§ Exercise objective: Repeat each record below exactly, dropping the pictures.

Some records
------------

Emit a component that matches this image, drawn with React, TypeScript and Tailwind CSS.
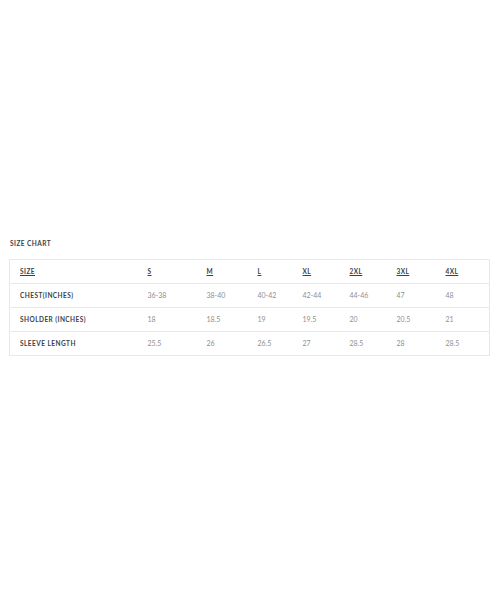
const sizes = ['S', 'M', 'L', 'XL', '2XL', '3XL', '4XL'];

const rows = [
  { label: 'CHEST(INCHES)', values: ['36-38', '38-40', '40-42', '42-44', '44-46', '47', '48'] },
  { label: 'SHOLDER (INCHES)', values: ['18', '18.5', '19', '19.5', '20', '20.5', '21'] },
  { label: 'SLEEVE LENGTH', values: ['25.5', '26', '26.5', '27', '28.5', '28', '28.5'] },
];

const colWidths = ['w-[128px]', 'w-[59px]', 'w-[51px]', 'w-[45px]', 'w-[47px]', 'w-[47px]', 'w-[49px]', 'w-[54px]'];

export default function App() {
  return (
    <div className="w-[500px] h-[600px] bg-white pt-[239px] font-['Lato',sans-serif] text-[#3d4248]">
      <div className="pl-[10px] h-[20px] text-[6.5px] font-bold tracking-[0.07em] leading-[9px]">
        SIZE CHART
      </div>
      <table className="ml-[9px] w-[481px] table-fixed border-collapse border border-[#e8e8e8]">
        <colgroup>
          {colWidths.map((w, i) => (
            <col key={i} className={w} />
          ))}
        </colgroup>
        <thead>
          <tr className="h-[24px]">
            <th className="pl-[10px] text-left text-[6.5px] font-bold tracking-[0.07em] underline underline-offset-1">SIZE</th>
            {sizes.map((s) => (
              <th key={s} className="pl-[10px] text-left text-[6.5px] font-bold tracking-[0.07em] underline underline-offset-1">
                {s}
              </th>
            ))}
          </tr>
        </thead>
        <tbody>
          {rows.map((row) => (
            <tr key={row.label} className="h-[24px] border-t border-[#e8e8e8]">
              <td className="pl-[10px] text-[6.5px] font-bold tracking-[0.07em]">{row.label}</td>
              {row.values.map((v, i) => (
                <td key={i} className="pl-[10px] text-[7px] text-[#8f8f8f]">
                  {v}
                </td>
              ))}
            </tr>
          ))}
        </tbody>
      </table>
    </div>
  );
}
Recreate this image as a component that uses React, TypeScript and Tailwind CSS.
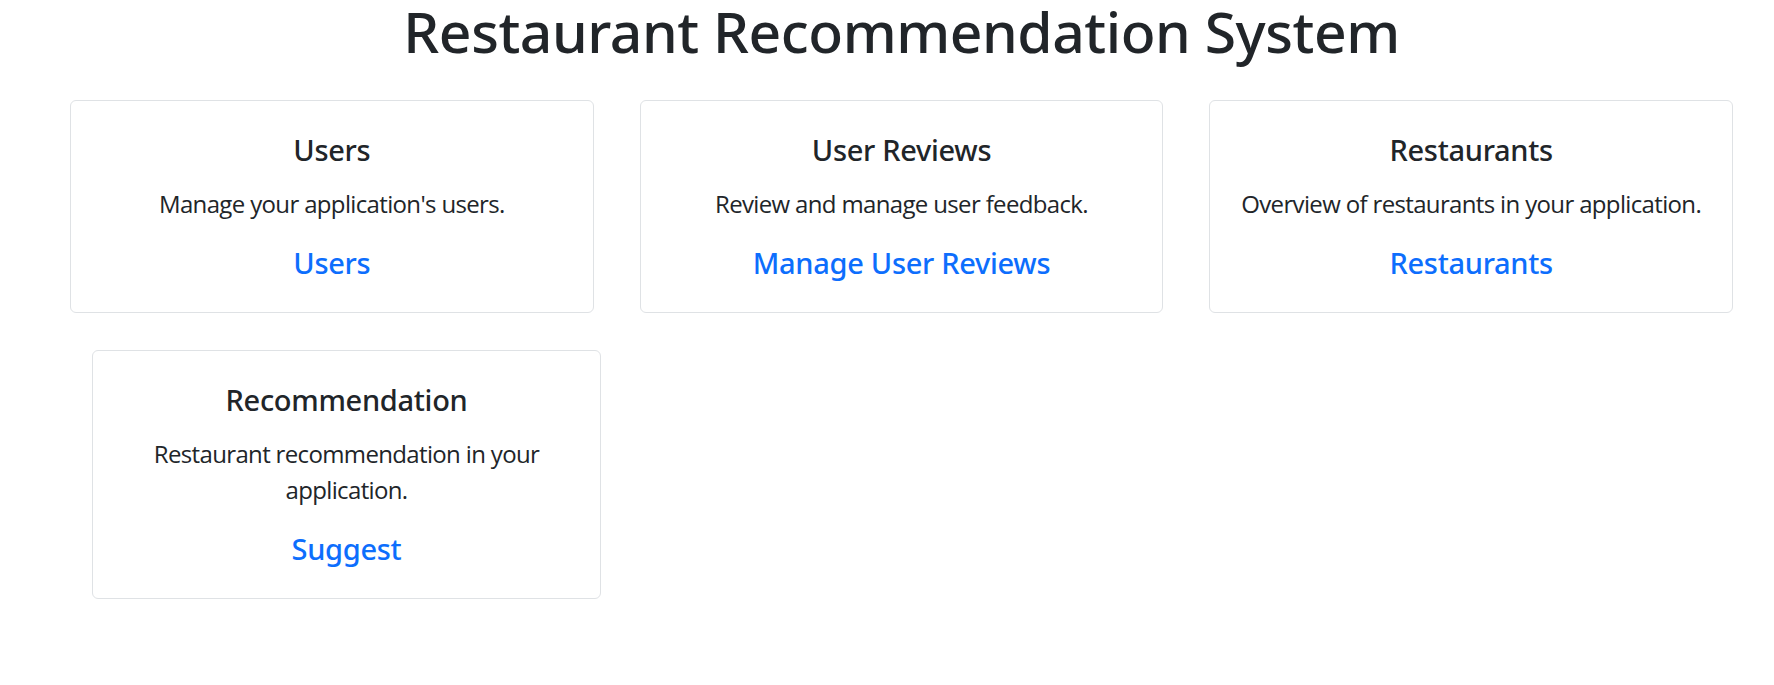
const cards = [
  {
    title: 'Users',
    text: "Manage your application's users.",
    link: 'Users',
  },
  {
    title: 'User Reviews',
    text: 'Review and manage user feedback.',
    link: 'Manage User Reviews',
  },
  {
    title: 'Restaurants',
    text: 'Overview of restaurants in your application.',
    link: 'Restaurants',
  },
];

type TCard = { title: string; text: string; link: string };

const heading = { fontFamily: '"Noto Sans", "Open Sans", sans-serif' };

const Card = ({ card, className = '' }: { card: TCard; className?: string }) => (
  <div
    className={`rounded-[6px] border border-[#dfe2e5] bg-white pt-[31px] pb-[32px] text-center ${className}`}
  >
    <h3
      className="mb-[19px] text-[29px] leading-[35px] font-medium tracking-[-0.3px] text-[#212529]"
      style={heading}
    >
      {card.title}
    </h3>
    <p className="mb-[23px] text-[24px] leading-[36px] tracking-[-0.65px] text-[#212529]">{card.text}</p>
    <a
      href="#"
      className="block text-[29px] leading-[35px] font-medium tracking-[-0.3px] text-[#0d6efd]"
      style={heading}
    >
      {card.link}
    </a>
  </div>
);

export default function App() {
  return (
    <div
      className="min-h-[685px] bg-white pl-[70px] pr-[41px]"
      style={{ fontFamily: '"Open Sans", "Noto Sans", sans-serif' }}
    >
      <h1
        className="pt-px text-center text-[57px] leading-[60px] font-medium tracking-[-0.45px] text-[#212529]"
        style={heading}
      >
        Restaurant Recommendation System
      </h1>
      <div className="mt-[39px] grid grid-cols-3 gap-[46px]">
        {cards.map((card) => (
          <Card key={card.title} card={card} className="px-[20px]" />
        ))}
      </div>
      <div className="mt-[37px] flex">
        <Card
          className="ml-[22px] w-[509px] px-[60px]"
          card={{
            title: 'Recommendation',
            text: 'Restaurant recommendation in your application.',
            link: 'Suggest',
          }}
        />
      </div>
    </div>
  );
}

------------

§ Reply:
Emit a component that matches this image, drawn with React, TypeScript and Tailwind CSS.
const sizes = ['S', 'M', 'L', 'XL', '2XL', '3XL', '4XL'];

const rows = [
  { label: 'CHEST(INCHES)', values: ['36-38', '38-40', '40-42', '42-44', '44-46', '47', '48'] },
  { label: 'SHOLDER (INCHES)', values: ['18', '18.5', '19', '19.5', '20', '20.5', '21'] },
  { label: 'SLEEVE LENGTH', values: ['25.5', '26', '26.5', '27', '28.5', '28', '28.5'] },
];

const colWidths = ['w-[128px]', 'w-[59px]', 'w-[51px]', 'w-[45px]', 'w-[47px]', 'w-[47px]', 'w-[49px]', 'w-[54px]'];

export default function App() {
  return (
    <div className="w-[500px] h-[600px] bg-white pt-[239px] font-['Lato',sans-serif] text-[#3d4248]">
      <div className="pl-[10px] h-[20px] text-[6.5px] font-bold tracking-[0.07em] leading-[9px]">
        SIZE CHART
      </div>
      <table className="ml-[9px] w-[481px] table-fixed border-collapse border border-[#e8e8e8]">
        <colgroup>
          {colWidths.map((w, i) => (
            <col key={i} className={w} />
          ))}
        </colgroup>
        <thead>
          <tr className="h-[24px]">
            <th className="pl-[10px] text-left text-[6.5px] font-bold tracking-[0.07em] underline underline-offset-1">SIZE</th>
            {sizes.map((s) => (
              <th key={s} className="pl-[10px] text-left text-[6.5px] font-bold tracking-[0.07em] underline underline-offset-1">
                {s}
              </th>
            ))}
          </tr>
        </thead>
        <tbody>
          {rows.map((row) => (
            <tr key={row.label} className="h-[24px] border-t border-[#e8e8e8]">
              <td className="pl-[10px] text-[6.5px] font-bold tracking-[0.07em]">{row.label}</td>
              {row.values.map((v, i) => (
                <td key={i} className="pl-[10px] text-[7px] text-[#8f8f8f]">
                  {v}
                </td>
              ))}
            </tr>
          ))}
        </tbody>
      </table>
    </div>
  );
}
Recreate this image as a component that uses React, TypeScript and Tailwind CSS.
const cards = [
  {
    title: 'Users',
    text: "Manage your application's users.",
    link: 'Users',
  },
  {
    title: 'User Reviews',
    text: 'Review and manage user feedback.',
    link: 'Manage User Reviews',
  },
  {
    title: 'Restaurants',
    text: 'Overview of restaurants in your application.',
    link: 'Restaurants',
  },
];

type TCard = { title: string; text: string; link: string };

const heading = { fontFamily: '"Noto Sans", "Open Sans", sans-serif' };

const Card = ({ card, className = '' }: { card: TCard; className?: string }) => (
  <div
    className={`rounded-[6px] border border-[#dfe2e5] bg-white pt-[31px] pb-[32px] text-center ${className}`}
  >
    <h3
      className="mb-[19px] text-[29px] leading-[35px] font-medium tracking-[-0.3px] text-[#212529]"
      style={heading}
    >
      {card.title}
    </h3>
    <p className="mb-[23px] text-[24px] leading-[36px] tracking-[-0.65px] text-[#212529]">{card.text}</p>
    <a
      href="#"
      className="block text-[29px] leading-[35px] font-medium tracking-[-0.3px] text-[#0d6efd]"
      style={heading}
    >
      {card.link}
    </a>
  </div>
);

export default function App() {
  return (
    <div
      className="min-h-[685px] bg-white pl-[70px] pr-[41px]"
      style={{ fontFamily: '"Open Sans", "Noto Sans", sans-serif' }}
    >
      <h1
        className="pt-px text-center text-[57px] leading-[60px] font-medium tracking-[-0.45px] text-[#212529]"
        style={heading}
      >
        Restaurant Recommendation System
      </h1>
      <div className="mt-[39px] grid grid-cols-3 gap-[46px]">
        {cards.map((card) => (
          <Card key={card.title} card={card} className="px-[20px]" />
        ))}
      </div>
      <div className="mt-[37px] flex">
        <Card
          className="ml-[22px] w-[509px] px-[60px]"
          card={{
            title: 'Recommendation',
            text: 'Restaurant recommendation in your application.',
            link: 'Suggest',
          }}
        />
      </div>
    </div>
  );
}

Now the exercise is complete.